Yes, it’s a book about learning to read, but it’s also a story of bonding over books. Have you ever thought, “Ooo, I like this person!” because you liked the same books, the same characters? Or admired someone with whom you disagreed about a book because he or she was so passionate in defense of that beloved story or poem or biography (or so eloquently against it)? Maybe once or twice they even persuaded you, or at least got you to think about something differently, or to return to a passage and reread it.

At the risk of alienating you, I’ll admit that I am one of the few people in America who does not love Eat, Pray, Love. I acknowledge there are some scenes described by Gilbert that are truly memorable, such as some of the cultural traditions of Bali in the “Love” section. But I found Gilbert’s voice disingenuous. I have, however, had some thought-provoking conversations about this book. One of my favorites was with a friend who, when I told her my reaction to the book said, “Oh, I heard the first section was annoying, so I skipped “Eat” and just read “Pray, Love.”

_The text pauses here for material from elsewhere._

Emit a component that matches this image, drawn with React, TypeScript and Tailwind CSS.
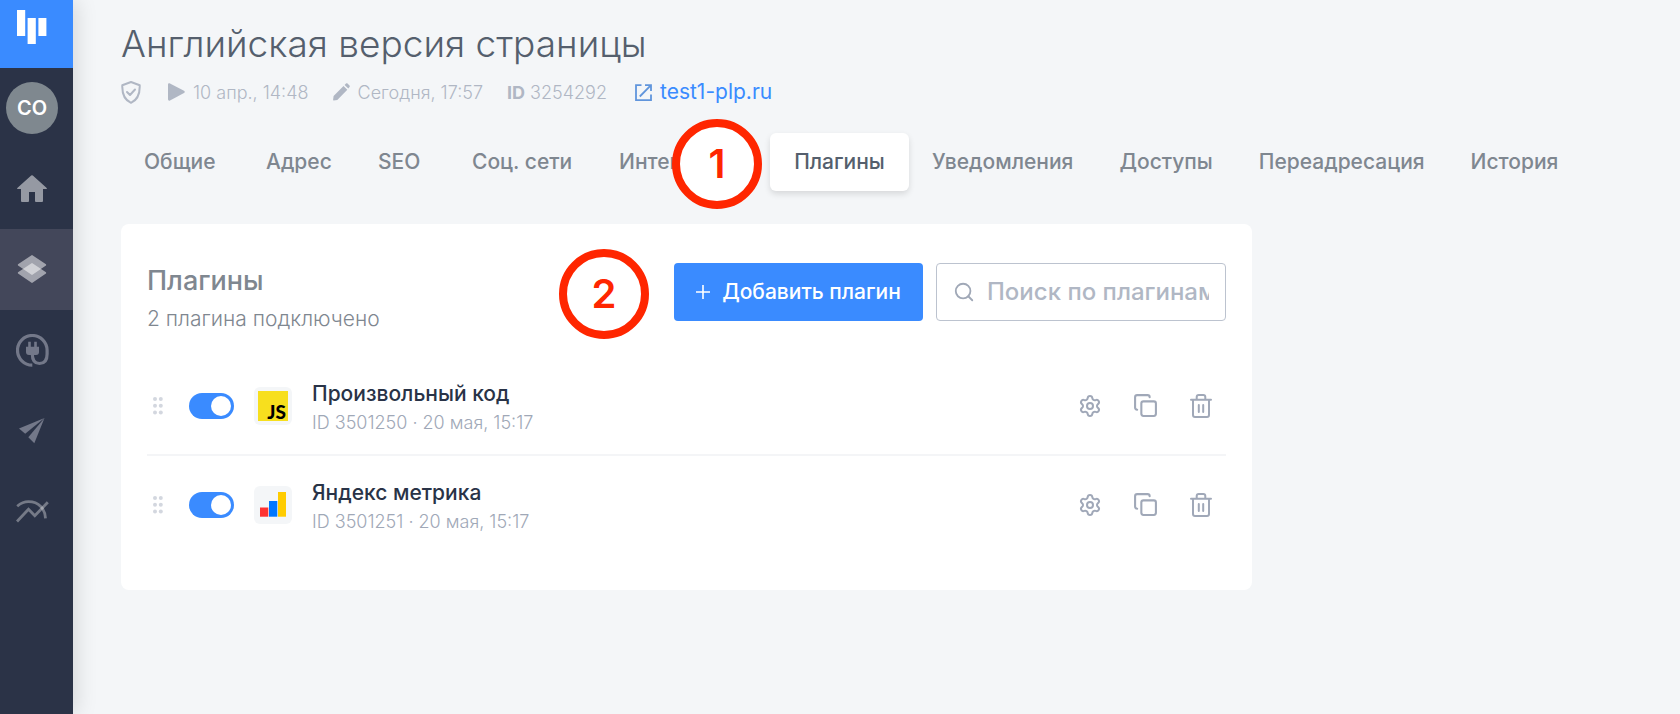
import { useState } from "react";
import type { ReactNode } from "react";
import { Copy, Search, Settings } from "lucide-react";

function LogoIcon() {
  return (
    <svg width="30" height="34" viewBox="0 0 30 34" fill="#fff" aria-hidden="true">
      <rect x="0" y="0" width="8.2" height="26" />
      <rect x="10.6" y="8" width="8.2" height="26" />
      <rect x="21.4" y="8" width="8" height="18" />
    </svg>
  );
}

function HomeIcon() {
  return (
    <svg width="30" height="28" viewBox="0 0 30 28" fill="#fff" fillOpacity="0.5" aria-hidden="true">
      <path d="M14.2.6a1.2 1.2 0 0 1 1.6 0L29.7 13c.5.5.3 1-.4 1H26v12a1 1 0 0 1-1 1h-6a1 1 0 0 1-1-1v-9h-6v9a1 1 0 0 1-1 1H5a1 1 0 0 1-1-1V14H.7c-.7 0-.9-.5-.4-1z" />
    </svg>
  );
}

function LayersIcon() {
  return (
    <svg width="30" height="29" viewBox="0 0 30 29" fill="#fff" fillOpacity="0.5" aria-hidden="true">
      <path d="M14.2.4a1.4 1.4 0 0 1 1.6 0L28.6 9a1 1 0 0 1 0 1.8L15.8 19.6a1.4 1.4 0 0 1-1.6 0L1.4 10.8a1 1 0 0 1 0-1.8z" />
      <path d="M14.2 8.4a1.4 1.4 0 0 1 1.6 0L28.6 17a1 1 0 0 1 0 1.8L15.8 27.6a1.4 1.4 0 0 1-1.6 0L1.4 18.8a1 1 0 0 1 0-1.8z" />
    </svg>
  );
}

function PlugIcon() {
  return (
    <svg width="33" height="33" viewBox="0 0 33 33" fill="none" stroke="#737889" strokeWidth="3.2" aria-hidden="true">
      <path d="M16.3 31.1A14.8 14.8 0 1 1 31.1 16.3V20C31.1 26 28.5 29.5 23.5 29.5S16.3 26 16.3 20" />
      <path d="M13.5 7.7v6M19.5 7.7v6" strokeWidth="2.6" />
      <path d="M10 12.7h13v5.3a3 3 0 0 1-3 3h-7a3 3 0 0 1-3-3z" fill="#737889" stroke="none" />
    </svg>
  );
}

function PlaneIcon() {
  return (
    <svg width="26" height="28" viewBox="0 0 26 28" fill="#737889" aria-hidden="true">
      <path d="M25.5 0 0 10.6l6.2 5.2z" />
      <path d="M25.5 0 9.3 19.2 15.3 25.3z" />
    </svg>
  );
}

function TrendsIcon() {
  return (
    <svg width="33" height="25" viewBox="0 0 33 25" fill="none" stroke="#fff" strokeOpacity="0.35" strokeWidth="2.8" aria-hidden="true">
      <path d="M1 21.5 12.5 9.2l6.3 6.6L31.8 2.2" />
      <path d="M1.2 6.2C5 3 8.5 1.7 12.5 1.7 23 1.7 29 9 29.5 18.3" />
    </svg>
  );
}

function ShieldIcon() {
  return (
    <svg width="20" height="23" viewBox="0 0 20 23" fill="none" stroke="#b0b7c4" strokeWidth="2" strokeLinecap="round" strokeLinejoin="round" aria-hidden="true">
      <path d="M10 1 1.3 4.2C1 12 2.5 18.5 10 21.8 17.5 18.5 19 12 18.7 4.2z" />
      <path d="m6 11 3 3 5-5.5" />
    </svg>
  );
}

function PlayIcon() {
  return (
    <svg width="17" height="18" viewBox="0 0 17 18" fill="#b0b7c4" aria-hidden="true">
      <path d="M0 1.5C0 .3 1 0 2 .4l14 7.3c1 .6 1 1.8 0 2.4L2 17.5c-1 .5-2 0-2-1.2z" />
    </svg>
  );
}

function PencilIcon() {
  return (
    <svg width="17" height="18" viewBox="0 0 17 18" fill="#b0b7c4" aria-hidden="true">
      <path d="M10.5 3 14.3 6.8 4.3 16.9.7 17.5c-.5 0-.7-.2-.6-.7l.5-3.8zM11.6 1.9l1.4-1.4c.5-.5 1-.5 1.5 0l2 2c.5.5.5 1 0 1.5l-1.2 1.5z" />
    </svg>
  );
}

function OpenIcon() {
  return (
    <svg width="17" height="17" viewBox="0 0 17 17" fill="none" stroke="#6095dc" strokeWidth="1.8" aria-hidden="true">
      <path d="M6.5 1.2H1v15h15V10.500" />
      <path d="M10 1.2h6V7M16 1.2 4.8 12.5" />
    </svg>
  );
}

function TrashIcon() {
  return (
    <svg width="24" height="24" viewBox="0 0 24 24" fill="none" stroke="currentColor" strokeWidth="2" strokeLinecap="round" strokeLinejoin="round" aria-hidden="true">
      <path d="M2 5.7h20M7.7 5.7V3a2 2 0 0 1 2-2h4.600a2 2 0 0 1 2 2v2.700M4 5.700V21a2 2 0 0 0 2 2h12a2 2 0 0 0 2-2V5.700" />
      <path d="M9.800 11v7M14.200 11v7" />
    </svg>
  );
}

function DragDots() {
  return (
    <svg width="10" height="18" viewBox="0 0 10 18" fill="#d3d7df" aria-hidden="true">
      {[2, 8.7, 15.4].map((y) => (
        <g key={y}>
          <circle cx="2" cy={y} r="2" />
          <circle cx="7.8" cy={y} r="2" />
        </g>
      ))}
    </svg>
  );
}

function JsIcon() {
  return (
    <span className="flex h-[30px] w-[30px] items-end justify-end bg-[#f7df1e] pr-[2px] font-['Lato',sans-serif] text-[19px] leading-[19px] font-black text-black">
      JS
    </span>
  );
}

function MetrikaIcon() {
  return (
    <svg width="26" height="25" viewBox="0 0 26 25" aria-hidden="true">
      <rect x="0" y="15.5" width="8.3" height="9.2" fill="#ff3333" />
      <rect x="9" y="9" width="8.3" height="15.7" fill="#0077ff" />
      <rect x="18" y="0" width="8" height="24.7" fill="#ffcc00" />
    </svg>
  );
}

function Badge({ children, className }: { children: string; className: string }) {
  return (
    <span
      className={`pointer-events-none absolute z-10 flex h-[90px] w-[90px] items-center justify-center rounded-full border-8 border-[#ff2600] bg-white text-[40px] leading-none font-semibold text-[#ff2600] ${className}`}
    >
      {children}
    </span>
  );
}

function NavItem({ label, active, children }: { label: string; active?: boolean; children: ReactNode }) {
  return (
    <a
      href="#"
      aria-label={label}
      className={`flex h-[81px] items-center justify-center pr-[9px] ${active ? "bg-[#43475a]" : ""}`}
    >
      {children}
    </a>
  );
}

function Sidebar() {
  return (
    <aside className="flex w-[73px] shrink-0 flex-col bg-[#2b3347] shadow-[4px_0_20px_rgba(0,0,0,0.12)]">
      <a href="#" aria-label="Главная" className="flex h-17 items-start justify-center bg-[#3a8bff] pt-[10px] pr-[9px]">
        <LogoIcon />
      </a>
      <a href="#" className="flex h-20 items-center justify-center pr-[9px]">
        <span className="flex h-[52px] w-[52px] items-center justify-center rounded-full bg-[#7f888f] text-[20px] font-semibold text-white">
          CO
        </span>
      </a>
      <nav aria-label="Разделы">
        <NavItem label="Дом"><HomeIcon /></NavItem>
        <NavItem label="Страницы" active><LayersIcon /></NavItem>
        <NavItem label="Подключения"><PlugIcon /></NavItem>
        <NavItem label="Рассылки"><PlaneIcon /></NavItem>
        <NavItem label="Статистика"><TrendsIcon /></NavItem>
      </nav>
    </aside>
  );
}

const tabs = [
  { label: "Общие", width: "min-w-[122px]" },
  { label: "Адрес", width: "min-w-[112px]" },
  { label: "SEO", width: "min-w-[94px]" },
  { label: "Соц. сети", width: "min-w-[147px]" },
  { label: "Интеграции", width: "min-w-[174px]" },
  { label: "Плагины", width: "min-w-[139px]" },
  { label: "Уведомления", width: "" },
  { label: "Доступы", width: "" },
  { label: "Переадресация", width: "" },
  { label: "История", width: "" },
];

function Tabs() {
  return (
    <nav aria-label="Настройки страницы" className="mt-[27px] flex text-[21px] leading-[58px] font-medium whitespace-nowrap text-[#7f8790]">
      {tabs.map(({ label, width }) =>
        label === "Плагины" ? (
          <a key={label} href="#" aria-current="page" className={`relative rounded-md bg-white px-[23px] text-center text-[#555f6d] shadow-[0_3px_6px_rgba(0,0,0,0.12)] ${width}`}>
            {label}
            <Badge className="-top-[14px] -left-[98px]">1</Badge>
          </a>
        ) : (
          <a key={label} href="#" className={`px-[23px] ${width}`}>
            {label}
          </a>
        ),
      )}
    </nav>
  );
}

function PluginRow({ name, info, icon }: { name: string; info: string; icon: ReactNode }) {
  const [enabled, setEnabled] = useState(true);
  return (
    <li className="flex h-[99px] items-center border-b-2 border-[#f4f5f7] last:border-transparent">
      <button type="button" aria-label="Переместить" className="ml-[6px] cursor-grab">
        <DragDots />
      </button>
      <label className="relative ml-[26px] flex h-[26px] w-[45px] cursor-pointer">
        <input
          type="checkbox"
          aria-label={name}
          checked={enabled}
          onChange={(event) => setEnabled(event.target.checked)}
          className="peer h-full w-full cursor-pointer appearance-none rounded-full bg-[#c5cad4] checked:bg-[#3a8bff]"
        />
        <span className="pointer-events-none absolute top-[3px] left-[3px] h-5 w-5 rounded-full bg-white peer-checked:left-[22px]" />
      </label>
      <span className="ml-5 flex h-[38px] w-[38px] items-center justify-center rounded-md bg-[#f4f6f8]">{icon}</span>
      <div className="ml-5 flex-1 pt-[6px]">
        <h3 className="text-[21px] leading-7 font-medium text-[#293347]">{name}</h3>
        <p className="text-[18px] leading-[30px] font-light text-[#a0a8b7]">{info}</p>
      </div>
      <div className="flex gap-[31px] pr-[13px] text-[#a0a8b8]">
        <button type="button" aria-label="Настройки"><Settings size={24} strokeWidth={2} /></button>
        <button type="button" aria-label="Копировать"><Copy size={25} strokeWidth={2} /></button>
        <button type="button" aria-label="Удалить"><TrashIcon /></button>
      </div>
    </li>
  );
}

export default function App() {
  return (
    <div className="flex min-h-screen bg-[#f4f6f8] font-['Inter','Noto_Sans',sans-serif]">
      <Sidebar />
      <main className="min-w-0 flex-1 pt-5 pr-12 pb-12 pl-12">
        <h1 className="text-[37px] leading-12 font-light text-[#555f6d]">Английская версия страницы</h1>
        <div className="mt-[10px] flex h-7 items-center whitespace-nowrap text-[18px] font-light text-[#b0b7c4]">
          <ShieldIcon />
          <span className="ml-[27px] flex items-center gap-2"><PlayIcon />10 апр., 14:48</span>
          <span className="ml-6 flex items-center gap-2"><PencilIcon />Сегодня, 17:57</span>
          <span className="ml-6"><b className="font-bold">ID</b> 3254292</span>
          <a href="#" className="ml-7 flex items-center gap-2 text-[21px] font-normal text-[#3a8bff]"><OpenIcon />test1-plp.ru</a>
        </div>
        <Tabs />
        <section className="mt-[33px] max-w-[1131px] rounded-lg bg-white px-[26px] pt-[39px] pb-[35px]">
          <header className="flex justify-between">
            <div>
              <h2 className="text-[27px] leading-9 font-medium text-[#7f8790]">Плагины</h2>
              <p className="mt-1 text-[21px] leading-8 font-light text-[#7f8790]">2 плагина подключено</p>
            </div>
            <div className="flex items-start gap-[13px]">
              <button type="button" className="relative flex h-[58px] w-[249px] items-center justify-center gap-3 rounded bg-[#3a8bff] text-[21px] font-medium whitespace-nowrap text-white">
                <svg width="14" height="14" viewBox="0 0 14 14" stroke="#fff" strokeWidth="1.6" aria-hidden="true">
                  <path d="M7 0v14M0 7h14" />
                </svg>
                Добавить плагин
                <Badge className="-top-[14px] -left-[115px]">2</Badge>
              </button>
              <label className="flex h-[58px] w-[290px] items-center rounded border border-[#bcc3cf] px-4 text-[#a0a8b7]">
                <Search size={22} strokeWidth={2} className="shrink-0" />
                <input
                  type="text"
                  aria-label="Поиск по плагинам"
                  placeholder="Поиск по плагинам"
                  className="ml-3 w-full min-w-0 bg-transparent text-[24px] font-medium text-[#555f6d] outline-none placeholder:text-[#b0b7c4]"
                />
              </label>
            </div>
          </header>
          <ul className="mt-[22px]">
            <PluginRow name="Произвольный код" info="ID 3501250 · 20 мая, 15:17" icon={<JsIcon />} />
            <PluginRow name="Яндекс метрика" info="ID 3501251 · 20 мая, 15:17" icon={<MetrikaIcon />} />
          </ul>
        </section>
      </main>
    </div>
  );
}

I have another friend who, at the time when Tom Wolfe’s Bonfire of the Vanities was all the rage, felt bogged down in the middle, so he just skipped to the end. I had always been a traditional “start at the beginning and go straight through” sort of reader, and even though I, too, had felt bogged down in the middle of Vanities, I kept plodding through the pages. But after that conversation, I started abandoning books that didn’t hold my attention. That was a big change for me, and I enjoyed reading more because I only read the books I liked (I stuck with Eat, Pray, Love because it was so important to several people who kept recommending the book until I read it; but that was an exception, not the rule). I share that strategy with young readers because I’d rather see them toss aside one book than to give up on reading for pleasure completely.

I admire the little yellow bird in How Rocket Learned to Read. She knows just which story will pique Rocket’s interest and just when to stop reading to keep him coming back. All of us who love books know that he has a wonder-filled journey ahead of him, especially with his reading buddy at his side.